** START OF Supplied data **

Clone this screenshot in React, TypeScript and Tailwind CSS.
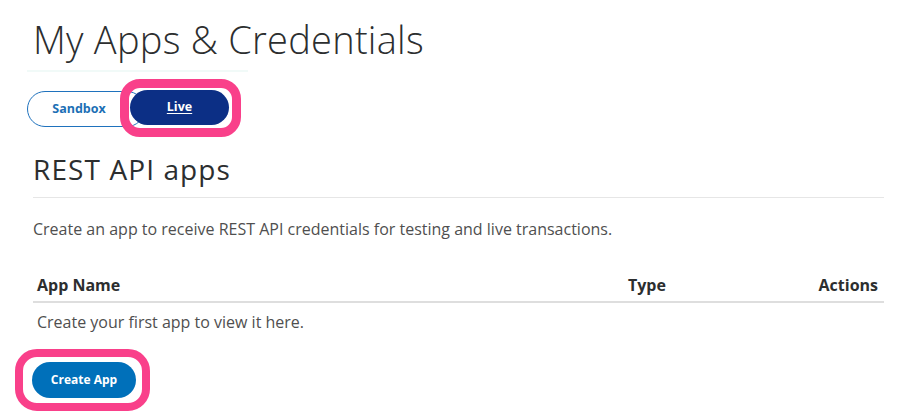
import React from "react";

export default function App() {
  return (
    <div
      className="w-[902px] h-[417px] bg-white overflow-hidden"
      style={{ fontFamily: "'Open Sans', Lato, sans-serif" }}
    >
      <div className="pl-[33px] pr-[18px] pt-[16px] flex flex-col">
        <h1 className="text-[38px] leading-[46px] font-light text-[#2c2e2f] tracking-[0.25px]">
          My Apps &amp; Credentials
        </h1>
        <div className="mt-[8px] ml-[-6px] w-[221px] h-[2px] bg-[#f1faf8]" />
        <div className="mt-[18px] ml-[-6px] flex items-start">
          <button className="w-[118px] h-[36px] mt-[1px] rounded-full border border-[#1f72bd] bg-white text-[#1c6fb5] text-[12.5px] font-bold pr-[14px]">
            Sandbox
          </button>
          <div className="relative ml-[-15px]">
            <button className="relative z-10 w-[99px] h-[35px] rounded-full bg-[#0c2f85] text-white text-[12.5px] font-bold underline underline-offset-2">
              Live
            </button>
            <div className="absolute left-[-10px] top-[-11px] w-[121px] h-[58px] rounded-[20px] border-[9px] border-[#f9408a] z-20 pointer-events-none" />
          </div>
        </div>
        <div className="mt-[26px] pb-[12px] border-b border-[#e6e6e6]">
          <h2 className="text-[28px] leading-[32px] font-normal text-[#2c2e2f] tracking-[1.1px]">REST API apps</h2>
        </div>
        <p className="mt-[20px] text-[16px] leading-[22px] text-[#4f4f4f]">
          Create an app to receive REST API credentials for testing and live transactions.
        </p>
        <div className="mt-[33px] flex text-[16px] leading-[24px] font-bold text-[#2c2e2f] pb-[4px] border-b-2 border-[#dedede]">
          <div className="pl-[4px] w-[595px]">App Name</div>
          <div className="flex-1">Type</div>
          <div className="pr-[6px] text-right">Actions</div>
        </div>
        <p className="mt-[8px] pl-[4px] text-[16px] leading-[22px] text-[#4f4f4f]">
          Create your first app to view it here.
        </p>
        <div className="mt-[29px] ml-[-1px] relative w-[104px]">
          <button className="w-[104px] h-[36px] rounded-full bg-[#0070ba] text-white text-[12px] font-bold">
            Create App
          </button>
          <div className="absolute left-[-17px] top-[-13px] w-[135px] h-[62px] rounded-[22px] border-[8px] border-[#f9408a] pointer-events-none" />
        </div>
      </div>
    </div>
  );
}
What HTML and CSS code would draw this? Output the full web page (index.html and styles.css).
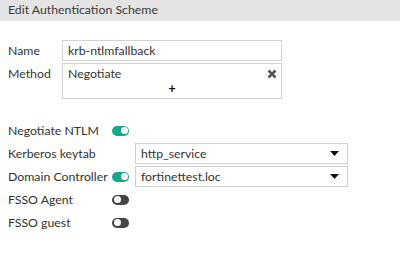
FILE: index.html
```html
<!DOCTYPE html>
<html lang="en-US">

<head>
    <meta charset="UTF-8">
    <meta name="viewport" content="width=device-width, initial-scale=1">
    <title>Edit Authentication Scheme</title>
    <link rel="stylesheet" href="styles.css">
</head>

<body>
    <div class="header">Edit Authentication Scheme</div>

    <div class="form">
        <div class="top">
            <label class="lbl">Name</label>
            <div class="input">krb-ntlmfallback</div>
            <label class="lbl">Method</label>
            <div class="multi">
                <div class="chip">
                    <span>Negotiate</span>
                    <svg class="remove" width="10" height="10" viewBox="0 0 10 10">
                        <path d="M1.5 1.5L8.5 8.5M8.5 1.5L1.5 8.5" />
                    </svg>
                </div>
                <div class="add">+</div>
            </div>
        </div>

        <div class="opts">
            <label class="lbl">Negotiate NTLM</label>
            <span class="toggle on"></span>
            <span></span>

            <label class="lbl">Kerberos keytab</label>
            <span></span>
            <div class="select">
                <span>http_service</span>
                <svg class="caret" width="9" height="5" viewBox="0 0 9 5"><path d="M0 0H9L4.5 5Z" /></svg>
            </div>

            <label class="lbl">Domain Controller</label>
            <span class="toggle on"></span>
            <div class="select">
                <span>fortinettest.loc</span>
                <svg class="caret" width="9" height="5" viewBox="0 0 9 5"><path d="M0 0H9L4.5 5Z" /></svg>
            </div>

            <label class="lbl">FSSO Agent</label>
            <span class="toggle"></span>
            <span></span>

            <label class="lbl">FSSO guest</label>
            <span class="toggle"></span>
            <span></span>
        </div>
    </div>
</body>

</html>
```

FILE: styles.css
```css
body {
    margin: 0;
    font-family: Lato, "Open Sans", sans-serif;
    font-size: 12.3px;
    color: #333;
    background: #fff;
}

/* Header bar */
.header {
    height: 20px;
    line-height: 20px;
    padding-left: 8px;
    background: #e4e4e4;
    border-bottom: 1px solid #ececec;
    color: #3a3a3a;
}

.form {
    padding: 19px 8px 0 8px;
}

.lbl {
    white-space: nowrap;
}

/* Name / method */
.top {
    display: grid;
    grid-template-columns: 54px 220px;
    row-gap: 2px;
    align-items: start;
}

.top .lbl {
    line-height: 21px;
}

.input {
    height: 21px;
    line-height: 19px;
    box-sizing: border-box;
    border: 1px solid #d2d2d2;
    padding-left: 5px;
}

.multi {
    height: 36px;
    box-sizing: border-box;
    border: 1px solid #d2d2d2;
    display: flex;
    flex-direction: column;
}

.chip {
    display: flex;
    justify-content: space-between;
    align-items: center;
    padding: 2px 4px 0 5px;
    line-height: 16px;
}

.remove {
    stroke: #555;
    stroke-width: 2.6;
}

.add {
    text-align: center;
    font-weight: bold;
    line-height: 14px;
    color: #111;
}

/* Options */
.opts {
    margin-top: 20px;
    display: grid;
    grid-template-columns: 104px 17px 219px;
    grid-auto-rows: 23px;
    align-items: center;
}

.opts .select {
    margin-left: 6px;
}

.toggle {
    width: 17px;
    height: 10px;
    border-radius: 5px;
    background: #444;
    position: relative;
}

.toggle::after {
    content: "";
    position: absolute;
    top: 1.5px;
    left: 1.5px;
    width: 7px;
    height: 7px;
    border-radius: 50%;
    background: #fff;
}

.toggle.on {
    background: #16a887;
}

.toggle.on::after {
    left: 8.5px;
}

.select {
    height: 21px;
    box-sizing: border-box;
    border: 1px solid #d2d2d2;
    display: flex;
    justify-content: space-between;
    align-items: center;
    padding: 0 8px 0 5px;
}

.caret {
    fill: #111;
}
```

** END OF Supplied data **

Nothing in the entries should change as you copy them, except that the pictures are left out.

Clone this screenshot in React, TypeScript and Tailwind CSS.
import React from "react";

export default function App() {
  return (
    <div
      className="w-[902px] h-[417px] bg-white overflow-hidden"
      style={{ fontFamily: "'Open Sans', Lato, sans-serif" }}
    >
      <div className="pl-[33px] pr-[18px] pt-[16px] flex flex-col">
        <h1 className="text-[38px] leading-[46px] font-light text-[#2c2e2f] tracking-[0.25px]">
          My Apps &amp; Credentials
        </h1>
        <div className="mt-[8px] ml-[-6px] w-[221px] h-[2px] bg-[#f1faf8]" />
        <div className="mt-[18px] ml-[-6px] flex items-start">
          <button className="w-[118px] h-[36px] mt-[1px] rounded-full border border-[#1f72bd] bg-white text-[#1c6fb5] text-[12.5px] font-bold pr-[14px]">
            Sandbox
          </button>
          <div className="relative ml-[-15px]">
            <button className="relative z-10 w-[99px] h-[35px] rounded-full bg-[#0c2f85] text-white text-[12.5px] font-bold underline underline-offset-2">
              Live
            </button>
            <div className="absolute left-[-10px] top-[-11px] w-[121px] h-[58px] rounded-[20px] border-[9px] border-[#f9408a] z-20 pointer-events-none" />
          </div>
        </div>
        <div className="mt-[26px] pb-[12px] border-b border-[#e6e6e6]">
          <h2 className="text-[28px] leading-[32px] font-normal text-[#2c2e2f] tracking-[1.1px]">REST API apps</h2>
        </div>
        <p className="mt-[20px] text-[16px] leading-[22px] text-[#4f4f4f]">
          Create an app to receive REST API credentials for testing and live transactions.
        </p>
        <div className="mt-[33px] flex text-[16px] leading-[24px] font-bold text-[#2c2e2f] pb-[4px] border-b-2 border-[#dedede]">
          <div className="pl-[4px] w-[595px]">App Name</div>
          <div className="flex-1">Type</div>
          <div className="pr-[6px] text-right">Actions</div>
        </div>
        <p className="mt-[8px] pl-[4px] text-[16px] leading-[22px] text-[#4f4f4f]">
          Create your first app to view it here.
        </p>
        <div className="mt-[29px] ml-[-1px] relative w-[104px]">
          <button className="w-[104px] h-[36px] rounded-full bg-[#0070ba] text-white text-[12px] font-bold">
            Create App
          </button>
          <div className="absolute left-[-17px] top-[-13px] w-[135px] h-[62px] rounded-[22px] border-[8px] border-[#f9408a] pointer-events-none" />
        </div>
      </div>
    </div>
  );
}
What HTML and CSS code would draw this? Output the full web page (index.html and styles.css).
FILE: index.html
```html
<!DOCTYPE html>
<html lang="en-US">

<head>
    <meta charset="UTF-8">
    <meta name="viewport" content="width=device-width, initial-scale=1">
    <title>Edit Authentication Scheme</title>
    <link rel="stylesheet" href="styles.css">
</head>

<body>
    <div class="header">Edit Authentication Scheme</div>

    <div class="form">
        <div class="top">
            <label class="lbl">Name</label>
            <div class="input">krb-ntlmfallback</div>
            <label class="lbl">Method</label>
            <div class="multi">
                <div class="chip">
                    <span>Negotiate</span>
                    <svg class="remove" width="10" height="10" viewBox="0 0 10 10">
                        <path d="M1.5 1.5L8.5 8.5M8.5 1.5L1.5 8.5" />
                    </svg>
                </div>
                <div class="add">+</div>
            </div>
        </div>

        <div class="opts">
            <label class="lbl">Negotiate NTLM</label>
            <span class="toggle on"></span>
            <span></span>

            <label class="lbl">Kerberos keytab</label>
            <span></span>
            <div class="select">
                <span>http_service</span>
                <svg class="caret" width="9" height="5" viewBox="0 0 9 5"><path d="M0 0H9L4.5 5Z" /></svg>
            </div>

            <label class="lbl">Domain Controller</label>
            <span class="toggle on"></span>
            <div class="select">
                <span>fortinettest.loc</span>
                <svg class="caret" width="9" height="5" viewBox="0 0 9 5"><path d="M0 0H9L4.5 5Z" /></svg>
            </div>

            <label class="lbl">FSSO Agent</label>
            <span class="toggle"></span>
            <span></span>

            <label class="lbl">FSSO guest</label>
            <span class="toggle"></span>
            <span></span>
        </div>
    </div>
</body>

</html>
```

FILE: styles.css
```css
body {
    margin: 0;
    font-family: Lato, "Open Sans", sans-serif;
    font-size: 12.3px;
    color: #333;
    background: #fff;
}

/* Header bar */
.header {
    height: 20px;
    line-height: 20px;
    padding-left: 8px;
    background: #e4e4e4;
    border-bottom: 1px solid #ececec;
    color: #3a3a3a;
}

.form {
    padding: 19px 8px 0 8px;
}

.lbl {
    white-space: nowrap;
}

/* Name / method */
.top {
    display: grid;
    grid-template-columns: 54px 220px;
    row-gap: 2px;
    align-items: start;
}

.top .lbl {
    line-height: 21px;
}

.input {
    height: 21px;
    line-height: 19px;
    box-sizing: border-box;
    border: 1px solid #d2d2d2;
    padding-left: 5px;
}

.multi {
    height: 36px;
    box-sizing: border-box;
    border: 1px solid #d2d2d2;
    display: flex;
    flex-direction: column;
}

.chip {
    display: flex;
    justify-content: space-between;
    align-items: center;
    padding: 2px 4px 0 5px;
    line-height: 16px;
}

.remove {
    stroke: #555;
    stroke-width: 2.6;
}

.add {
    text-align: center;
    font-weight: bold;
    line-height: 14px;
    color: #111;
}

/* Options */
.opts {
    margin-top: 20px;
    display: grid;
    grid-template-columns: 104px 17px 219px;
    grid-auto-rows: 23px;
    align-items: center;
}

.opts .select {
    margin-left: 6px;
}

.toggle {
    width: 17px;
    height: 10px;
    border-radius: 5px;
    background: #444;
    position: relative;
}

.toggle::after {
    content: "";
    position: absolute;
    top: 1.5px;
    left: 1.5px;
    width: 7px;
    height: 7px;
    border-radius: 50%;
    background: #fff;
}

.toggle.on {
    background: #16a887;
}

.toggle.on::after {
    left: 8.5px;
}

.select {
    height: 21px;
    box-sizing: border-box;
    border: 1px solid #d2d2d2;
    display: flex;
    justify-content: space-between;
    align-items: center;
    padding: 0 8px 0 5px;
}

.caret {
    fill: #111;
}
```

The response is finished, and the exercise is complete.